## Task requirements:
Transcribe the listing that follows in full, omitting pictures.
####
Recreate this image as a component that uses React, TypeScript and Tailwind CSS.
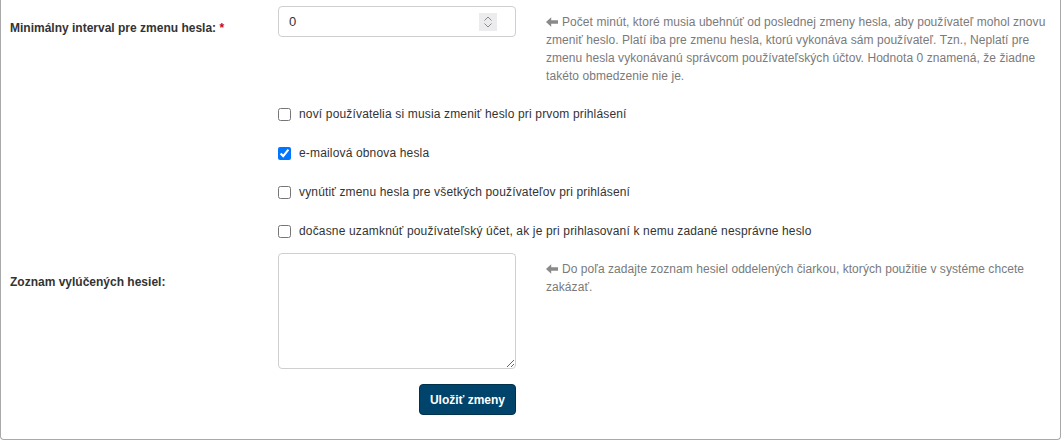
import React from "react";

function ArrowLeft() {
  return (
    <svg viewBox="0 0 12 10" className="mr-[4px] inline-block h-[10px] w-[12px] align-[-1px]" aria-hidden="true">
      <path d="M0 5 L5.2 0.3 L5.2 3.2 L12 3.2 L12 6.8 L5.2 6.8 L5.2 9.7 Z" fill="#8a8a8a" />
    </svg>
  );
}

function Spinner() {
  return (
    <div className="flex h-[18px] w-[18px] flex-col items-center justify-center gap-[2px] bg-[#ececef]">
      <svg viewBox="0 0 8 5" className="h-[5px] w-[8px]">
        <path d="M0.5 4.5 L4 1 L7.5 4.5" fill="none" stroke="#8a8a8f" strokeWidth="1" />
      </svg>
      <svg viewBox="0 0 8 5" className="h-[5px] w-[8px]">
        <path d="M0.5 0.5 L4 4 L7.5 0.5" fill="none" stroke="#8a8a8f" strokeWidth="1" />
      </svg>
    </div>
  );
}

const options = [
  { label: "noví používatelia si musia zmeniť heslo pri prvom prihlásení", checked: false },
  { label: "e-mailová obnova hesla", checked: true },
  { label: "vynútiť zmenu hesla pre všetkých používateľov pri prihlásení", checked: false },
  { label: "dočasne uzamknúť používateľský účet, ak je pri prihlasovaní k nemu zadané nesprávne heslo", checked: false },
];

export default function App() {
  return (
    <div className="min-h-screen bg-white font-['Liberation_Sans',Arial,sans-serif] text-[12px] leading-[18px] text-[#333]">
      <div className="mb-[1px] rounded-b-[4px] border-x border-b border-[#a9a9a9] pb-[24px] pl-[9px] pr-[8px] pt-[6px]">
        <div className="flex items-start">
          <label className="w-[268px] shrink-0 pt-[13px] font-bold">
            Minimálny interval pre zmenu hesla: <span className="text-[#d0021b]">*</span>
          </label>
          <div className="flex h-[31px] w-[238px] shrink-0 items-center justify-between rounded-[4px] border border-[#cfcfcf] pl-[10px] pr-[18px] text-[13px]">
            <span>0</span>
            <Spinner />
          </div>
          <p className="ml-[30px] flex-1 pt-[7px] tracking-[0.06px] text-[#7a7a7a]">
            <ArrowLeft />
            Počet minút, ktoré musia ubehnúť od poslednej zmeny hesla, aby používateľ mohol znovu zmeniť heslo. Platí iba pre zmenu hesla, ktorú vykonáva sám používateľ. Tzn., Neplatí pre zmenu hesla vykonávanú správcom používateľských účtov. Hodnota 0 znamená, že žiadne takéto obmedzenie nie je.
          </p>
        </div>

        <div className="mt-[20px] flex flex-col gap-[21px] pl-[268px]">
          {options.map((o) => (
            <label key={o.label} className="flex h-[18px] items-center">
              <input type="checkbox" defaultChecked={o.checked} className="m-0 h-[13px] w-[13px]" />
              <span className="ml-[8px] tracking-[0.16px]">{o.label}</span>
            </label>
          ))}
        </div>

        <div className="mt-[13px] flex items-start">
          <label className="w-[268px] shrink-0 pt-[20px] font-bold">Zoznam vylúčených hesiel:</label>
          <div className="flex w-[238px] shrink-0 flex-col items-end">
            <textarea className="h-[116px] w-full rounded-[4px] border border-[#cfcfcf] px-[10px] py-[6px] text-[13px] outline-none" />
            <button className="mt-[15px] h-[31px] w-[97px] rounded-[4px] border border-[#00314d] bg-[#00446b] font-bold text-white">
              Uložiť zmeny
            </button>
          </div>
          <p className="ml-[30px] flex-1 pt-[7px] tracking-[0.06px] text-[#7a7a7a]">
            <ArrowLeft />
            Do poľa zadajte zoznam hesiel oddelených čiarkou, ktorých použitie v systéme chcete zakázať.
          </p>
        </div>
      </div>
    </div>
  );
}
####
## Result below:
Recreate this image as a component that uses React, TypeScript and Tailwind CSS.
import React from "react";

function ArrowLeft() {
  return (
    <svg viewBox="0 0 12 10" className="mr-[4px] inline-block h-[10px] w-[12px] align-[-1px]" aria-hidden="true">
      <path d="M0 5 L5.2 0.3 L5.2 3.2 L12 3.2 L12 6.8 L5.2 6.8 L5.2 9.7 Z" fill="#8a8a8a" />
    </svg>
  );
}

function Spinner() {
  return (
    <div className="flex h-[18px] w-[18px] flex-col items-center justify-center gap-[2px] bg-[#ececef]">
      <svg viewBox="0 0 8 5" className="h-[5px] w-[8px]">
        <path d="M0.5 4.5 L4 1 L7.5 4.5" fill="none" stroke="#8a8a8f" strokeWidth="1" />
      </svg>
      <svg viewBox="0 0 8 5" className="h-[5px] w-[8px]">
        <path d="M0.5 0.5 L4 4 L7.5 0.5" fill="none" stroke="#8a8a8f" strokeWidth="1" />
      </svg>
    </div>
  );
}

const options = [
  { label: "noví používatelia si musia zmeniť heslo pri prvom prihlásení", checked: false },
  { label: "e-mailová obnova hesla", checked: true },
  { label: "vynútiť zmenu hesla pre všetkých používateľov pri prihlásení", checked: false },
  { label: "dočasne uzamknúť používateľský účet, ak je pri prihlasovaní k nemu zadané nesprávne heslo", checked: false },
];

export default function App() {
  return (
    <div className="min-h-screen bg-white font-['Liberation_Sans',Arial,sans-serif] text-[12px] leading-[18px] text-[#333]">
      <div className="mb-[1px] rounded-b-[4px] border-x border-b border-[#a9a9a9] pb-[24px] pl-[9px] pr-[8px] pt-[6px]">
        <div className="flex items-start">
          <label className="w-[268px] shrink-0 pt-[13px] font-bold">
            Minimálny interval pre zmenu hesla: <span className="text-[#d0021b]">*</span>
          </label>
          <div className="flex h-[31px] w-[238px] shrink-0 items-center justify-between rounded-[4px] border border-[#cfcfcf] pl-[10px] pr-[18px] text-[13px]">
            <span>0</span>
            <Spinner />
          </div>
          <p className="ml-[30px] flex-1 pt-[7px] tracking-[0.06px] text-[#7a7a7a]">
            <ArrowLeft />
            Počet minút, ktoré musia ubehnúť od poslednej zmeny hesla, aby používateľ mohol znovu zmeniť heslo. Platí iba pre zmenu hesla, ktorú vykonáva sám používateľ. Tzn., Neplatí pre zmenu hesla vykonávanú správcom používateľských účtov. Hodnota 0 znamená, že žiadne takéto obmedzenie nie je.
          </p>
        </div>

        <div className="mt-[20px] flex flex-col gap-[21px] pl-[268px]">
          {options.map((o) => (
            <label key={o.label} className="flex h-[18px] items-center">
              <input type="checkbox" defaultChecked={o.checked} className="m-0 h-[13px] w-[13px]" />
              <span className="ml-[8px] tracking-[0.16px]">{o.label}</span>
            </label>
          ))}
        </div>

        <div className="mt-[13px] flex items-start">
          <label className="w-[268px] shrink-0 pt-[20px] font-bold">Zoznam vylúčených hesiel:</label>
          <div className="flex w-[238px] shrink-0 flex-col items-end">
            <textarea className="h-[116px] w-full rounded-[4px] border border-[#cfcfcf] px-[10px] py-[6px] text-[13px] outline-none" />
            <button className="mt-[15px] h-[31px] w-[97px] rounded-[4px] border border-[#00314d] bg-[#00446b] font-bold text-white">
              Uložiť zmeny
            </button>
          </div>
          <p className="ml-[30px] flex-1 pt-[7px] tracking-[0.06px] text-[#7a7a7a]">
            <ArrowLeft />
            Do poľa zadajte zoznam hesiel oddelených čiarkou, ktorých použitie v systéme chcete zakázať.
          </p>
        </div>
      </div>
    </div>
  );
}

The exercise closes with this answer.